Kuo-toa: While many of the specific abilites of the kuo-toa are unique to the creature from D&D, these creatures are very closely based on the Deep Ones, that first appeared in the story “The Shadow over Innsmouth”, which was written by H.P. Lovecraft in 1931.
Gibbering Mouther: The creature that appears in D&D as the gibbering mouther is a severely downgraded version of the Shoggoth, another famous monster from Lovecrafts stories, which had its first appearance in “At the Mountains of Madness” from 1931.
Grell: A creature looking pretty much identical to a grell except for the color appears on one edition of the “Legion of Space” by Jack Williamson, which was written in 1934. In the story, the creatures are called medusae.
Worg: The creature, as it appears in D&D, is basically identical to the wargs from Tolkiens “The Hobbit”, which was published in 1937.
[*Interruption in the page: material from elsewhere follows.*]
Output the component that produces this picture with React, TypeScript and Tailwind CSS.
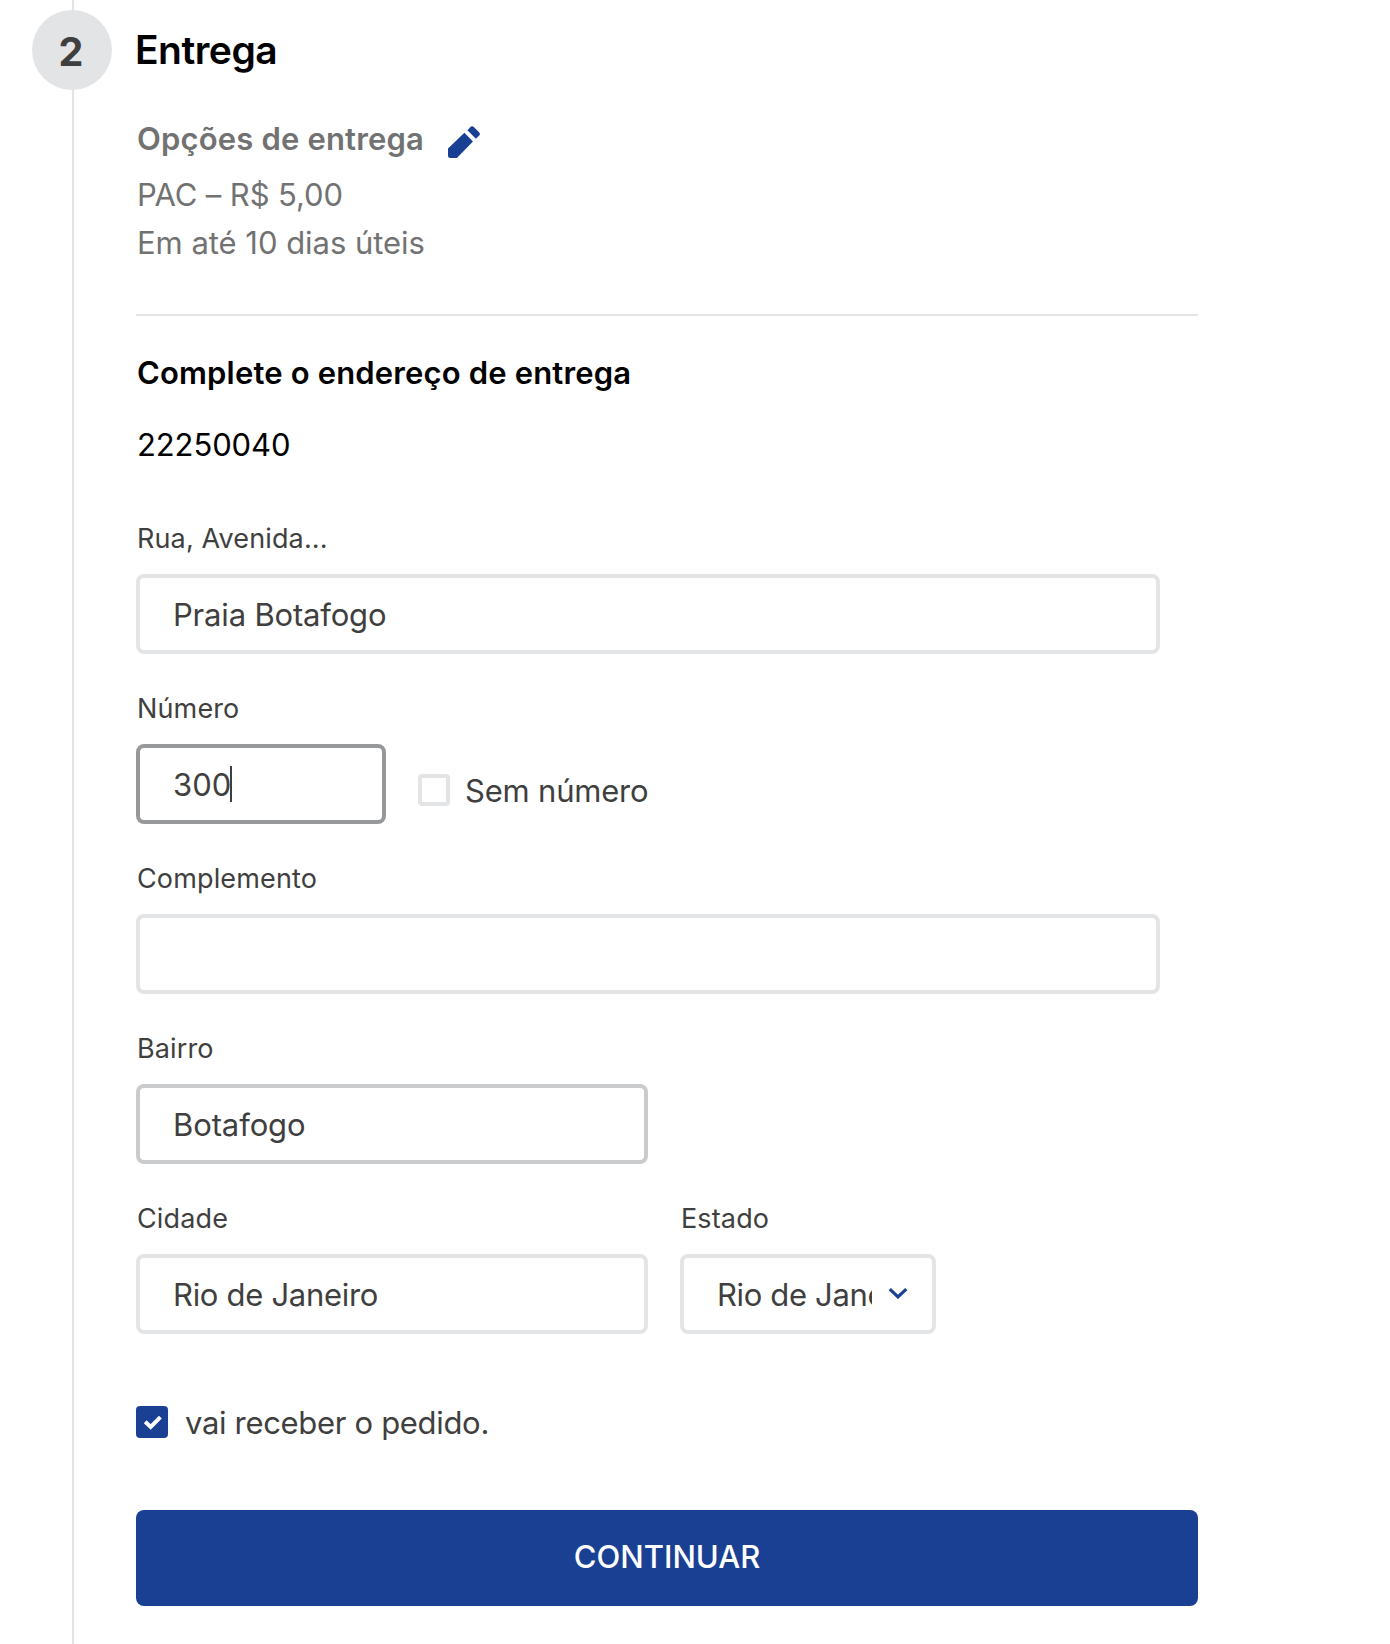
import type { ReactNode } from "react";
import clsx from "clsx";

function Box({ className, children }: { className?: string; children?: ReactNode }) {
  return (
    <div
      className={clsx(
        "flex h-20 items-center overflow-hidden rounded-lg border-4 pl-[33px] pt-px text-[31px] leading-[48px] whitespace-nowrap",
        className,
      )}
    >
      {children}
    </div>
  );
}

function Field({ label, children }: { label: string; children: ReactNode }) {
  return (
    <div>
      <div className="mb-3.5 h-[43px] pt-px pl-px text-[27px] leading-[42px] tracking-[0.14px]">{label}</div>
      {children}
    </div>
  );
}

function PencilIcon() {
  return (
    <svg width="32" height="32" viewBox="0 0 32 32" fill="#1a4093">
      <path d="M0 22.4 16.4 6.8 25 15.4 8.9 32H2.5Q0 32 0 29.5Z" />
      <path d="M19.4 4.2 22.4 1.1Q24.1-.6 25.8 1L31 6.2Q32.8 7.9 31 9.7L27.9 12.7Z" />
    </svg>
  );
}

export default function App() {
  return (
    <div className="flex h-[1644px] w-full overflow-hidden bg-white font-['Inter',sans-serif] text-[#3f3f40]">
      <div className="ml-8 flex w-20 shrink-0 flex-col">
        <div className="ml-10 h-2.5 w-0.5 bg-[#e3e4e6]" />
        <div className="flex size-20 items-center justify-center rounded-full bg-[#e3e4e6] pt-[5px] pr-[2px] text-[39.5px] leading-none font-bold">
          2
        </div>
        <div className="ml-10 w-0.5 flex-1 bg-[#e3e4e6]" />
      </div>

      <main className="ml-6 w-[1062px] shrink-0">
        <h2 className="mt-[25px] -ml-px h-[50px] text-[39px] leading-[50px] font-semibold tracking-[-0.5px] text-black">
          Entrega
        </h2>

        <section className="mt-10 pl-px text-[31px] leading-[48px] text-[#727273]">
          <div className="flex items-center">
            <h3 className="w-[311px] font-semibold tracking-[0.17px]">Opções de entrega</h3>
            <div className="mt-1.5">
              <PencilIcon />
            </div>
          </div>
          <p className="mt-2 tracking-[-0.1px]">PAC – R$ 5,00</p>
          <p className="tracking-[-0.03px]">Em até 10 dias úteis</p>
        </section>

        <hr className="mt-[47px] border-t-2 border-[#e3e4e6]" />

        <h3 className="mt-[33px] pl-px text-[31px] leading-[48px] font-semibold tracking-[0.16px] text-black">
          Complete o endereço de entrega
        </h3>
        <p className="mt-6 pl-px text-[31px] leading-[48px] tracking-[-0.1px] text-black">22250040</p>

        <form className="mt-12 flex flex-col gap-[33px]">
          <Field label="Rua, Avenida...">
            <Box className="w-[1024px] border-[#e3e4e6] tracking-[-0.18px]">Praia Botafogo</Box>
          </Field>
          <div className="flex">
            <Field label="Número">
              <Box className="w-[250px] border-[#979899]">
                300
                <span className="-mt-px -ml-px h-9 w-0.5 bg-[#3f3f40]" />
              </Box>
            </Field>
            <label className="mt-[79px] ml-8 flex h-12 items-center gap-[15px] text-[31px] leading-[48px] tracking-[-0.2px]">
              <span className="size-8 rounded border-4 border-[#e3e4e6]" />
              <span className="pt-0.5">Sem número</span>
            </label>
          </div>
          <Field label="Complemento">
            <Box className="w-[1024px] border-[#e3e4e6]" />
          </Field>
          <Field label="Bairro">
            <Box className="w-[512px] border-[#cacbcc] tracking-[-0.1px]">Botafogo</Box>
          </Field>
          <div className="flex gap-8">
            <Field label="Cidade">
              <Box className="w-[512px] border-[#e3e4e6] tracking-[-0.3px]">Rio de Janeiro</Box>
            </Field>
            <Field label="Estado">
              <Box className="w-64 border-[#e3e4e6] tracking-[-0.35px]">
                <span className="w-[155px] shrink-0 overflow-hidden">Rio de Janeiro</span>
                <svg className="-mt-[3px] ml-4 shrink-0" width="20" height="12" viewBox="0 0 20 12" fill="none">
                  <path d="M1.8 2.2 10 9.9 18.2 2.2" stroke="#1a4093" strokeWidth="3.2" />
                </svg>
              </Box>
            </Field>
          </div>
        </form>

        <label className="mt-[63px] flex h-[50px] items-center gap-[17px] text-[31px] leading-[48px] tracking-[-0.32px]">
          <span className="size-8 rounded bg-[#1a4093]">
            <svg width="32" height="32" viewBox="0 0 32 32" fill="none">
              <path d="M9.2 15.8 14.7 21 24.4 11.2" stroke="#fff" strokeWidth="4" />
            </svg>
          </span>
          <span className="pt-0.5">vai receber o pedido.</span>
        </label>

        <button className="mt-[63px] flex h-24 w-full items-center justify-center rounded-lg bg-[#1a4093] pb-0.5 text-[31px] leading-[48px] font-medium text-white">
          CONTINUAR
        </button>
      </main>
    </div>
  );
}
Displacer Beast: These creatures are based on the ceurl from the 1950 sci-fi novel “The Voyage of the Space Beagle”. They also appear in many Final Fantasy games under their original name.
Xill: The xill is a rather obscure monster in D&D, even though they have been around since the original Fiend Folio and reappeared both in Planescape and the 3rd edition Monster Manual. Like the displacer beast, they are taken from “The Voyage of the Space Beagle”, where their name is ixtl.
Frost Worm: The frost worm first appeared under the name remora in the 1969 story “The Lair of the Ice Worm” by L. Sprague de Camp and Lin Carter. It’s practically identical in every aspect.
Spider Eater: This monster is strongly based on the sith from the Barsoom novel “The Warlord of Mars”.
Lich: The classic undead wizard is not an original creation by any specific author, but is indeed a figure from slavic legend. Koshei the Deathless is a powerful sorcerer so ancient that his body has decayed to almost nothing but a starved skeleton, and who has gained immortality by hiding away his soul in a magical box which is safely secured in a secret place.